EXTRACTED DATA >>
╭──
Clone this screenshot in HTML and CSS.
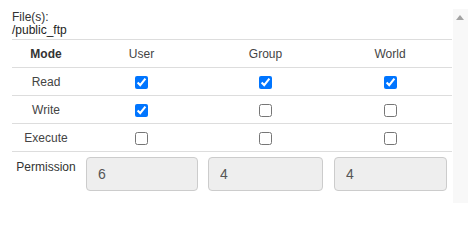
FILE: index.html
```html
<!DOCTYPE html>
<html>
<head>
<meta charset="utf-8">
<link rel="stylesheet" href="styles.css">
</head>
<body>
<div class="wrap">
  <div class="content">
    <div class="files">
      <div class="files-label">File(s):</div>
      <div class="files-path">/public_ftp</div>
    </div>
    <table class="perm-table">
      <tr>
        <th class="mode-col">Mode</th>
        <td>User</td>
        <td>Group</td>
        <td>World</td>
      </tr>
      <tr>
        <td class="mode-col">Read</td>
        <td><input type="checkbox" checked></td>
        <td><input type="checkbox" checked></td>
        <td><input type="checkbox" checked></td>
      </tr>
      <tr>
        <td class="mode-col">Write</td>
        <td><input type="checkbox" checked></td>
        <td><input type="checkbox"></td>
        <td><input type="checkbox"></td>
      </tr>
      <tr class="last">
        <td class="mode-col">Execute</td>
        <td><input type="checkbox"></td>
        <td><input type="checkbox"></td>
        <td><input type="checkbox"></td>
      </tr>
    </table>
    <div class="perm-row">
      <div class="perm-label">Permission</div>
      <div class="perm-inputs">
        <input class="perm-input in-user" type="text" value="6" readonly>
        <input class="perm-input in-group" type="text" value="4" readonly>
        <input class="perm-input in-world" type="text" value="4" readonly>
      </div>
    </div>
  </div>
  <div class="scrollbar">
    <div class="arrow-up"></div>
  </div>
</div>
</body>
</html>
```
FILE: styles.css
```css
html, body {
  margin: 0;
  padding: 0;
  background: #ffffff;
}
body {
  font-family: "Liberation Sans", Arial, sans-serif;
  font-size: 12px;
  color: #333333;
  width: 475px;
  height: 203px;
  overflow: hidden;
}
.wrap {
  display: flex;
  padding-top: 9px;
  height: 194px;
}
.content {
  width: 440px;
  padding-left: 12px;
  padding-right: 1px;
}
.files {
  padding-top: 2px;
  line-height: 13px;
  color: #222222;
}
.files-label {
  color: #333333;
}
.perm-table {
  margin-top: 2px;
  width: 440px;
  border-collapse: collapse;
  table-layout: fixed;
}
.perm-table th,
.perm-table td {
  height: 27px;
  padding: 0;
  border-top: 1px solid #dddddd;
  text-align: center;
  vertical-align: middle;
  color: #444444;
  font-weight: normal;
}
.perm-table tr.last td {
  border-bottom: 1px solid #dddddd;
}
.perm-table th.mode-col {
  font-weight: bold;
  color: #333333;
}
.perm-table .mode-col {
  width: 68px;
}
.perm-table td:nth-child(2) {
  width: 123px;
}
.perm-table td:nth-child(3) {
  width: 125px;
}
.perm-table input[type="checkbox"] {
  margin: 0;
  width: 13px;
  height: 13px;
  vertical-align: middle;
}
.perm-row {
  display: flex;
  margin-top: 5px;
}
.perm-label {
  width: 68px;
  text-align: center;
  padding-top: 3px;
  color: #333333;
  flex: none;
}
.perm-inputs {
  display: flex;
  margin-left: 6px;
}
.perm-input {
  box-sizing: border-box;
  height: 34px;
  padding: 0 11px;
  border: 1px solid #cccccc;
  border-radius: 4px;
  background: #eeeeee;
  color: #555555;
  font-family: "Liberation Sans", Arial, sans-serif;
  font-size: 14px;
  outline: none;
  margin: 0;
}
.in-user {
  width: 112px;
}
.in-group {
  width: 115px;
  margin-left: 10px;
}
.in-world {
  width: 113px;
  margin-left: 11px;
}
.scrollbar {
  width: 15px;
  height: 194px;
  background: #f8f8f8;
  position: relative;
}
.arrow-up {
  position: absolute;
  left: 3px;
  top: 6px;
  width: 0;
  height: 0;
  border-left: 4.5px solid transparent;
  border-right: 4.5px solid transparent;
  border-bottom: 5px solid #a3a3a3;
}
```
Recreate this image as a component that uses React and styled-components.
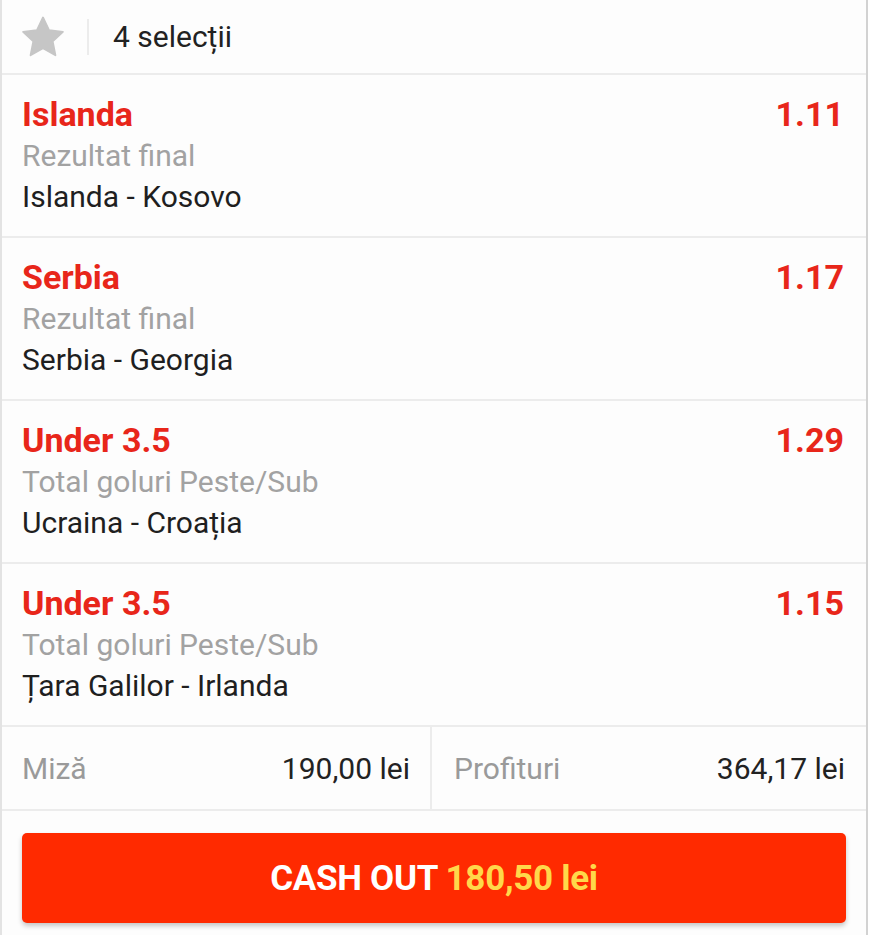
╰──
╭──
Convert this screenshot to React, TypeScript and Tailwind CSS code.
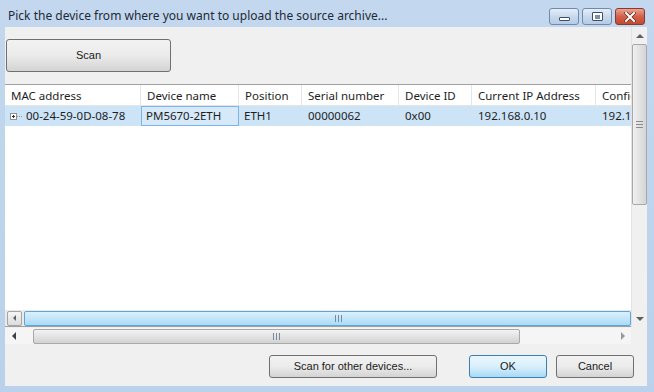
╰──
Pull every line containing "screenshot" out of the data above.

EXERCISE RESULT >>
Clone this screenshot in HTML and CSS.
Convert this screenshot to React, TypeScript and Tailwind CSS code.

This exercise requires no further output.